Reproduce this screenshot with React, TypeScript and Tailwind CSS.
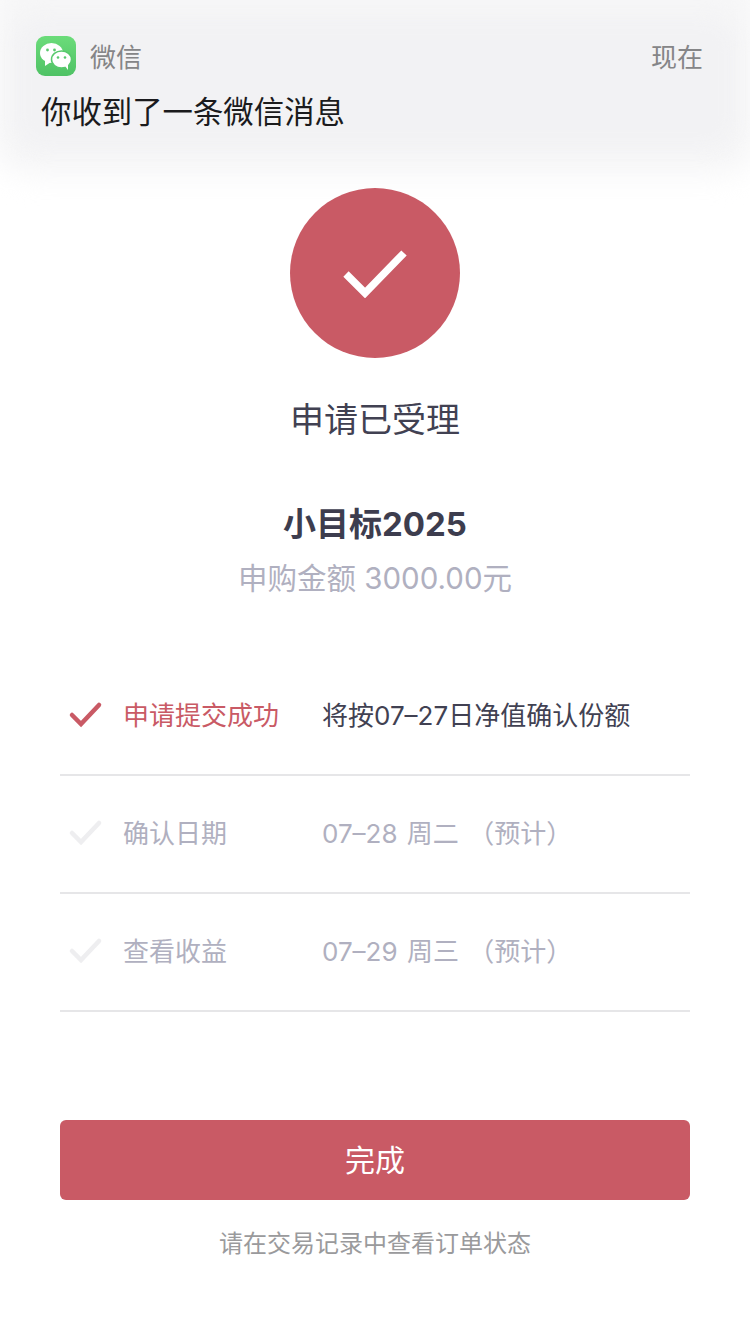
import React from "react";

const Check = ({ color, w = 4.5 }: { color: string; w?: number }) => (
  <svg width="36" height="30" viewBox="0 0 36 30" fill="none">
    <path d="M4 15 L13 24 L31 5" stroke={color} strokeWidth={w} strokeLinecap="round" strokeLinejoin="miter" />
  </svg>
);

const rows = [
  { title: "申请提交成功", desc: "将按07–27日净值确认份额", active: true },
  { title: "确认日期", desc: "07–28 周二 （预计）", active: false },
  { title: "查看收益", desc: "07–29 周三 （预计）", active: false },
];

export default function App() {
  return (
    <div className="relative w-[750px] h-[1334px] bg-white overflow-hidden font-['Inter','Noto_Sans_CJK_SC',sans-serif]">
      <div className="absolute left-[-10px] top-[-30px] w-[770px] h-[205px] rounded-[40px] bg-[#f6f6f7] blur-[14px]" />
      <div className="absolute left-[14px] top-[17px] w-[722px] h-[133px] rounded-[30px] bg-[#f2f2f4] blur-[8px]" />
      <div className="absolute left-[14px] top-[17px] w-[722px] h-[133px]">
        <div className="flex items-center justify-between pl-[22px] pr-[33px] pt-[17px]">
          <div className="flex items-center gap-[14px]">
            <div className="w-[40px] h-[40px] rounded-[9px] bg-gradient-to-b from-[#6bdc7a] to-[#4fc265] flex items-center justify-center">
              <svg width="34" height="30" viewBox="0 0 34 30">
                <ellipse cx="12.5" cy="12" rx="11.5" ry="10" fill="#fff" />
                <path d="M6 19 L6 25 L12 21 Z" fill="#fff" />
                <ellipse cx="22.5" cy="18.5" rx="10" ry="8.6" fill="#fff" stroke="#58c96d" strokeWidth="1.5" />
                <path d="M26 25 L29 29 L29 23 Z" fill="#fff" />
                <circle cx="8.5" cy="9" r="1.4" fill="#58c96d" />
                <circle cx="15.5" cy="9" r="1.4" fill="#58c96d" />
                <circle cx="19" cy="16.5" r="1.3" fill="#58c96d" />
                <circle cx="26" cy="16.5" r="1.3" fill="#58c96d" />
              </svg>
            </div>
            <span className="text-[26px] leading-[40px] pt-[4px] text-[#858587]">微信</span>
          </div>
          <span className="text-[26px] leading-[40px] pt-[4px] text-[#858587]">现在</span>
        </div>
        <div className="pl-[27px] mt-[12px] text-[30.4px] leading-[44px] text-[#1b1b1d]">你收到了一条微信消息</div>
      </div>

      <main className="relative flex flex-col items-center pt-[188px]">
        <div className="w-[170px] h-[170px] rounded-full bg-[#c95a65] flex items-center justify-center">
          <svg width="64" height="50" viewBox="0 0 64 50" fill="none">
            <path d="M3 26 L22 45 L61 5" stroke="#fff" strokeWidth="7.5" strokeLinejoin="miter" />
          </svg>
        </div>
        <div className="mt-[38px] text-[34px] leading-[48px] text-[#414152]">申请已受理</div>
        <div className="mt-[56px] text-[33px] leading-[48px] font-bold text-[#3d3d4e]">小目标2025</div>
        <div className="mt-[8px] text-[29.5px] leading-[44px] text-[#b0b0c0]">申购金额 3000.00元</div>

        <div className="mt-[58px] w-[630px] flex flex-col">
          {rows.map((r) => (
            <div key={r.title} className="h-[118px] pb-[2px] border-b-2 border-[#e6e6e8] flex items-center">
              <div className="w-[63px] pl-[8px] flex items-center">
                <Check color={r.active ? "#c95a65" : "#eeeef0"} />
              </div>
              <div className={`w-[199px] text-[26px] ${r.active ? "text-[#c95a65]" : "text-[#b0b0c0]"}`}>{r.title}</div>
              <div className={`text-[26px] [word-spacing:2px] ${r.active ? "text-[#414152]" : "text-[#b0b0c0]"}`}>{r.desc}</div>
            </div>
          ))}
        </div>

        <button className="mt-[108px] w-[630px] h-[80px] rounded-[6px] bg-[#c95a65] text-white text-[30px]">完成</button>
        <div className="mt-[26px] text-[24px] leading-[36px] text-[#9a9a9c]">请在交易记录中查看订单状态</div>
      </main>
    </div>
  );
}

::::

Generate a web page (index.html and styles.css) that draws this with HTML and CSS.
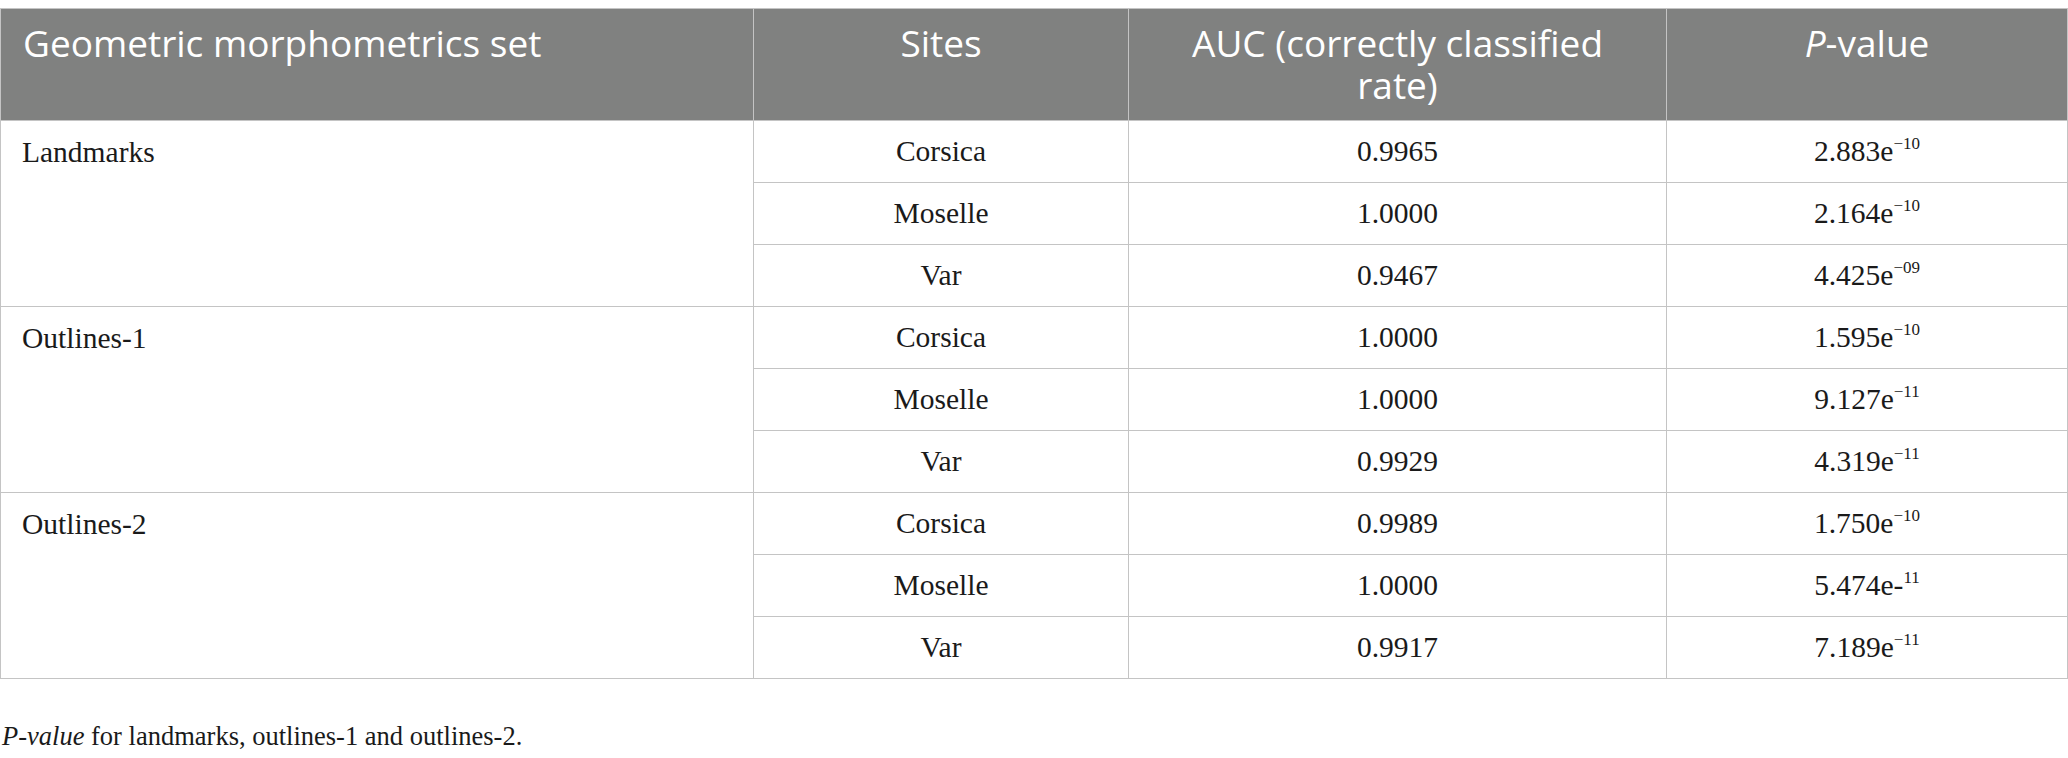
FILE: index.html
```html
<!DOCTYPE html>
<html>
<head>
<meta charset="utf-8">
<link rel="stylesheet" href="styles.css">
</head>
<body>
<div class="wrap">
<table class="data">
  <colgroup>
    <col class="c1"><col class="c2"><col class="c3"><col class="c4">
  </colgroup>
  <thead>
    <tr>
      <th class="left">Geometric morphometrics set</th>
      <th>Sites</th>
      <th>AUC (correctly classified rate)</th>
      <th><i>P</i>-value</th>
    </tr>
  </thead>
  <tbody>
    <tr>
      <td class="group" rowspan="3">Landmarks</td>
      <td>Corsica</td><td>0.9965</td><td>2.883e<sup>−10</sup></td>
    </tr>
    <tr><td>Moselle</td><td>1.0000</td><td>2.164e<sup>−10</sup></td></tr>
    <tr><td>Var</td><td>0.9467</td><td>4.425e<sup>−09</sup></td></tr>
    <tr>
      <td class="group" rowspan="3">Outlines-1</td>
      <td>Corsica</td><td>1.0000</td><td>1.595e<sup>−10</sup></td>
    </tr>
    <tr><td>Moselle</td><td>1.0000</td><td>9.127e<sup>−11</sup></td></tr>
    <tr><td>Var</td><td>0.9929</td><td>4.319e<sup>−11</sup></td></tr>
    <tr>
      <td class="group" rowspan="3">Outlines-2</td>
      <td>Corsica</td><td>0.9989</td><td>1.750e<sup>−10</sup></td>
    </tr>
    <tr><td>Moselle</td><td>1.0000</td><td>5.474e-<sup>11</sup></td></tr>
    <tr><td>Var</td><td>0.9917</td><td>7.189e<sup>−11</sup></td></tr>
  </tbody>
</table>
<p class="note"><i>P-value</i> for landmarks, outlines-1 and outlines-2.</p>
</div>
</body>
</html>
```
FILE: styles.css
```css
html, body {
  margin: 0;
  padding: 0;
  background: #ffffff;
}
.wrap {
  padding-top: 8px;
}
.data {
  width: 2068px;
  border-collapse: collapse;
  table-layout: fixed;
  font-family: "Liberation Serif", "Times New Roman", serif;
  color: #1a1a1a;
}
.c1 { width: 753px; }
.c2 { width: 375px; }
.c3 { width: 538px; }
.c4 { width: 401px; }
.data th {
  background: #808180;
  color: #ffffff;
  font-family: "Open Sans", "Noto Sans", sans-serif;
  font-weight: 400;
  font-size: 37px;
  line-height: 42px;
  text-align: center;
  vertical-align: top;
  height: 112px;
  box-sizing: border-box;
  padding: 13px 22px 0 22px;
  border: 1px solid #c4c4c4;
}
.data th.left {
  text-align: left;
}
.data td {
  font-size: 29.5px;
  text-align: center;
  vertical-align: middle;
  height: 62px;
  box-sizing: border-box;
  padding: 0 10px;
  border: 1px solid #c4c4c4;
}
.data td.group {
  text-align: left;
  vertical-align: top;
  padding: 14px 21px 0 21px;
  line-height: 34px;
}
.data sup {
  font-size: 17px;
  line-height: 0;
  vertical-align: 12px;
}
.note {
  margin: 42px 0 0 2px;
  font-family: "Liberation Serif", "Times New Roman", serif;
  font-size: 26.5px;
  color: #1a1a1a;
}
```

::::

= TASK =
All lines above with "index" in them should be returned.

= ANSWER =
Generate a web page (index.html and styles.css) that draws this with HTML and CSS.
FILE: index.html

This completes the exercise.